Ditanya Komisi I DPR Soal Kebocoran Data KPU, Menkominfo: Motif Ekonomi, Pelaku Jual Data
Rapat Menkominfo Budi Arie bersama Komisi I DPR. Foto: Nailin In Saroh/VOI

Bagikan:

JAKARTA - Komisi I DPR RI mempertanyakan soal kebocoran data Komisi Pemilihan Umum (KPU) kepada Menteri Komunikasi dan Informatika (Menkominfo) Budi Arie Setiadi saat rapat kerja hari ini. Budi menyebut, kebocoran data tersebut dilatarbelakangi motif ekonomi.

Budi mulanya menyebut data-data yang bocor itu merupakan daftar pemilih tetap (DPT) pemilu.

"Memang dari pagi saya sudah dapat pertanyaan dari media soal kebocoran data di KPU, tapi kita sudah selidiki Pak Dirjen bahwa ini data DPT sebenarnya. Nah kalau data DPT semua dapat, semua peserta Pemilu pasti dapat DPT kan dan itu sesuai dengan Undang-Undang. Partai peserta Pemilu itu pasti dikasih DPT, Caleg juga pasti pegang DPT, dapil dia kan. Kalau untuk data DPT paling enggak," ujar Budi saat rapat kerja bersama Komisi I DPR, Rabu, 29 November.

Menurut Budi, jika merujuk pada Undang-Undang Perlindungan Data Pribadi (UU PDP) maka lembaga yang berkaitan dalam hal ini KPU harus bertanggungjawab. Sedangkan pelaku pencurian atau pemanfaatan data tidak sah harus diproses secara hukum.

"Nah ini memang lagi aparat penegak hukum dan BSSN, KPU, kami ini sedang berkoordinasi pelakunya apa dan motifnya apa," jelas Budi.

Budi lantas menyebut bahwa motif kebocoran data KPU dilatarbelakangi motif ekonomi.

"Ini motifnya sih ekonomi, dalam pengertian jualan data. Kan data sekarang mahal harganya iya kan," kata Budi.

Sebagai informasi, viral di sosial media soal kebocoran data dari KPU. Salah satu akun di media sosial X membeberkan dalam cuitannya mengenai threat actor bernama Jimbo menjual data-data dari KPU. Data-data tersebut dijual dengan 2 BTC (bitcoin). Untuk harga 1 BTC setara dengan Rp571.559.477.
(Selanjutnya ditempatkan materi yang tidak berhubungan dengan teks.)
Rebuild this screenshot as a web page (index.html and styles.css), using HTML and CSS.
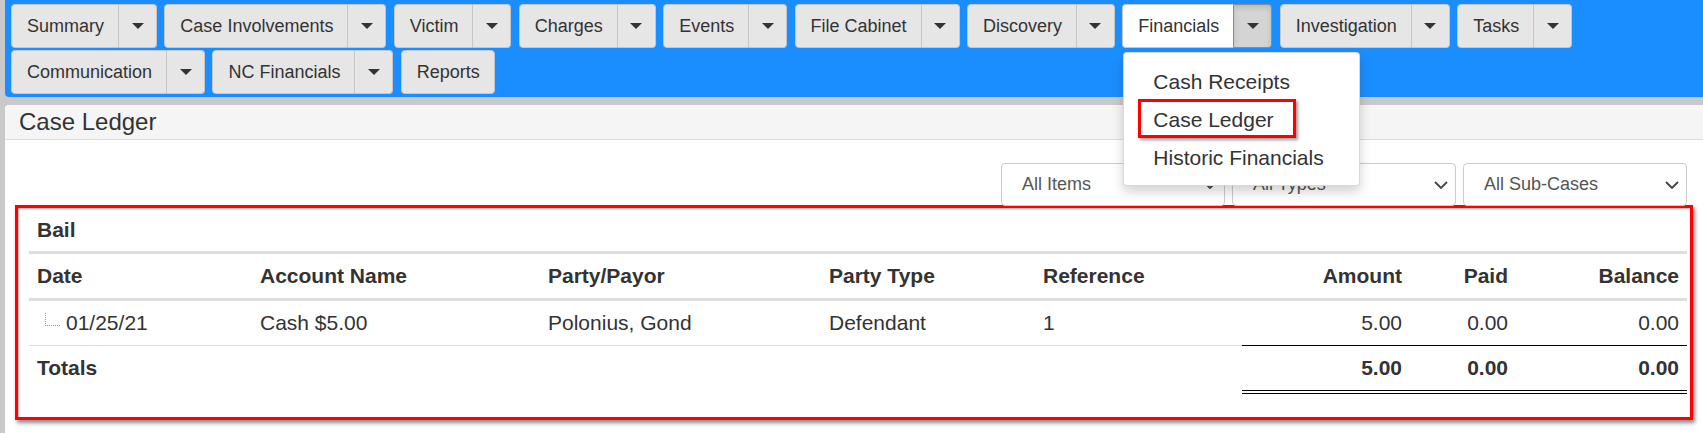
FILE: index.html
```html
<!DOCTYPE html>
<html>
<head>
<meta charset="utf-8">
<link rel="stylesheet" href="styles.css">
</head>
<body>
<div class="page">
  <nav class="tabs">
    <div class="row">
      <div class="grp"><span class="btn main">Summary</span><span class="btn drop"><i class="caret"></i></span></div>
      <div class="grp"><span class="btn main">Case Involvements</span><span class="btn drop"><i class="caret"></i></span></div>
      <div class="grp"><span class="btn main">Victim</span><span class="btn drop"><i class="caret"></i></span></div>
      <div class="grp"><span class="btn main">Charges</span><span class="btn drop"><i class="caret"></i></span></div>
      <div class="grp"><span class="btn main">Events</span><span class="btn drop"><i class="caret"></i></span></div>
      <div class="grp"><span class="btn main">File Cabinet</span><span class="btn drop"><i class="caret"></i></span></div>
      <div class="grp"><span class="btn main">Discovery</span><span class="btn drop"><i class="caret"></i></span></div>
      <div class="grp open"><span class="btn main">Financials</span><span class="btn drop"><i class="caret"></i></span>
        <ul class="menu">
          <li class="item">Cash Receipts</li>
          <li class="item"><span class="hl"></span>Case Ledger</li>
          <li class="item">Historic Financials</li>
        </ul>
      </div>
      <div class="grp"><span class="btn main">Investigation</span><span class="btn drop"><i class="caret"></i></span></div>
      <div class="grp"><span class="btn main">Tasks</span><span class="btn drop"><i class="caret"></i></span></div>
    </div>
    <div class="row">
      <div class="grp"><span class="btn main">Communication</span><span class="btn drop"><i class="caret"></i></span></div>
      <div class="grp"><span class="btn main">NC Financials</span><span class="btn drop"><i class="caret"></i></span></div>
      <div class="grp"><span class="btn solo">Reports</span></div>
    </div>
  </nav>
  <section class="panel">
    <div class="panel-head">Case Ledger</div>
    <div class="panel-body">
      <div class="filters">
        <div class="sel"><span>All Items</span><svg class="chev" width="14" height="8" viewBox="0 0 14 8"><path d="M1 1 L7 7 L13 1" fill="none" stroke="#444" stroke-width="1.8"/></svg></div>
        <div class="sel"><span>All Types</span><svg class="chev" width="14" height="8" viewBox="0 0 14 8"><path d="M1 1 L7 7 L13 1" fill="none" stroke="#444" stroke-width="1.8"/></svg></div>
        <div class="sel"><span>All Sub-Cases</span><svg class="chev" width="14" height="8" viewBox="0 0 14 8"><path d="M1 1 L7 7 L13 1" fill="none" stroke="#444" stroke-width="1.8"/></svg></div>
      </div>
      <div class="annot">
        <table class="ledger">
          <colgroup>
            <col class="c-date"><col class="c-acct"><col class="c-party"><col class="c-ptype"><col class="c-ref"><col class="c-amt"><col class="c-paid"><col class="c-bal">
          </colgroup>
          <tr class="group-row"><td colspan="8">Bail</td></tr>
          <tr class="head-row">
            <th>Date</th><th>Account Name</th><th>Party/Payor</th><th>Party Type</th><th>Reference</th>
            <th class="num">Amount</th><th class="num">Paid</th><th class="num">Balance</th>
          </tr>
          <tr class="data-row">
            <td><span class="tree"></span>01/25/21</td><td>Cash $5.00</td><td>Polonius, Gond</td><td>Defendant</td><td>1</td>
            <td class="num">5.00</td><td class="num">0.00</td><td class="num">0.00</td>
          </tr>
          <tr class="total-row">
            <td>Totals</td><td></td><td></td><td></td><td></td>
            <td class="num">5.00</td><td class="num">0.00</td><td class="num">0.00</td>
          </tr>
        </table>
      </div>
    </div>
  </section>
</div>
</body>
</html>
```

FILE: styles.css
```css
* { box-sizing: border-box; }
html, body { margin: 0; padding: 0; }
body {
  background: #c9c9c9;
  font-family: "Liberation Sans", Arial, sans-serif;
  color: #333;
}
.page {
  padding-left: 5px;
  height: 433px;
  overflow: hidden;
  display: flex;
  flex-direction: column;
  gap: 8px;
}
.tabs {
  background: #1b8eff;
  padding: 4px 0 3px 6px;
  border-bottom-left-radius: 4px;
  display: flex;
  flex-direction: column;
  gap: 2px;
}
.row { display: flex; gap: 7.35px; }
.grp { display: flex; height: 44px; position: relative; }
.btn {
  display: flex;
  align-items: center;
  background: #e6e6e6;
  border: 1px solid #c6c6c6;
  font-size: 18px;
  color: #333;
  white-space: nowrap;
}
.main { padding: 0 14px 0 15px; border-radius: 4px 0 0 4px; }
.solo { padding: 0 14px 0 15px; border-radius: 4px; }
.drop {
  width: 38px;
  justify-content: center;
  border-left: 0;
  border-radius: 0 4px 4px 0;
}
.caret {
  display: block;
  width: 0;
  height: 0;
  border-left: 6px solid transparent;
  border-right: 6px solid transparent;
  border-top: 6px solid #333;
}
.open .main { background: #fff; border-right-color: #8c8c8c; }
.open .drop {
  background: #d4d4d4;
  border-color: #8c8c8c;
  box-shadow: inset 0 3px 5px rgba(0,0,0,.125);
}
.menu {
  position: absolute;
  left: 1px;
  top: calc(100% + 4px);
  width: 237px;
  margin: 0;
  padding: 10px 0 8px;
  list-style: none;
  background: #fff;
  border: 1px solid rgba(0,0,0,.15);
  border-radius: 4px;
  box-shadow: 0 6px 12px rgba(0,0,0,.175);
  z-index: 10;
}
.item {
  position: relative;
  height: 38px;
  line-height: 38px;
  padding-left: 29px;
  font-size: 21px;
  color: #333;
  white-space: nowrap;
}
.hl {
  position: absolute;
  left: 14px;
  top: -2px;
  width: 158px;
  height: 39px;
  border: 3px solid #f00;
  box-shadow: 2px 2px 3px rgba(0,0,0,.4);
}
.panel {
  flex: 1;
  background: #fff;
  border-top-left-radius: 4px;
  display: flex;
  flex-direction: column;
}
.panel-head {
  height: 35px;
  background: #f5f5f5;
  border-bottom: 1px solid #ddd;
  border-top-left-radius: 4px;
  padding-left: 14px;
  display: flex;
  align-items: center;
  font-size: 24px;
  color: #333;
}
.panel-body { padding-top: 23px; }
.filters {
  display: flex;
  justify-content: flex-end;
  gap: 7px;
  padding-right: 16px;
}
.sel {
  width: 224px;
  height: 43px;
  border: 1px solid #ccc;
  border-radius: 4px;
  background: #fff;
  display: flex;
  align-items: center;
  justify-content: space-between;
  padding: 0 7px 0 20px;
  font-size: 18px;
  color: #555;
}
.chev { display: block; }
.annot {
  margin: -1px 10px 0 10px;
  border: 3px solid #f00;
  padding: 0 3px 23px 11px;
  box-shadow: 2px 3px 4px rgba(0,0,0,.45), inset 1px 1px 2px rgba(0,0,0,.35);
  background: #fff;
}
.ledger {
  width: 100%;
  table-layout: fixed;
  border-collapse: separate;
  border-spacing: 0;
  font-size: 21px;
  color: #333;
}
.c-date { width: 223px; }
.c-acct { width: 288px; }
.c-party { width: 281px; }
.c-ptype { width: 214px; }
.c-ref { width: 207px; }
.c-amt { width: 168px; }
.c-paid { width: 106px; }
.c-bal { width: 171px; }
.ledger td, .ledger th {
  padding: 0 8px;
  text-align: left;
  vertical-align: middle;
  white-space: nowrap;
}
.ledger .num { text-align: right; }
.group-row td {
  line-height: 43px;
  font-weight: bold;
  border-bottom: 3px solid #ddd;
}
.head-row th {
  line-height: 44px;
  font-weight: bold;
  border-bottom: 3px solid #ddd;
}
.data-row td {
  line-height: 44px;
  border-bottom: 1px solid #ddd;
}
.data-row td.num { border-bottom-color: #000; }
.total-row td {
  line-height: 44px;
  font-weight: bold;
  border-bottom: 4px solid transparent;
}
.total-row td.num { border-bottom: 4px double #000; }
.tree {
  display: inline-block;
  width: 15px;
  height: 13px;
  margin: 0 6px 0 8px;
  border-left: 1px dotted #999;
  border-bottom: 1px dotted #999;
  vertical-align: 4px;
}
```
Data itu memuat terkait informasi dari 252 juta orang yang meliputi NIK, NKK, nomor KTP, TPS, e-KTP, jenis kelamin, dan tanggal lahir. Data-data itu juga termasuk dari konsulat jenderal Republik Indonesia, kedutaan besar Republik Indonesia, dan konsulat Republik Indonesia.

Sementara, Bareskrim juga menyatakan sedang menyilidikan dugaan kebocoran data tersebut.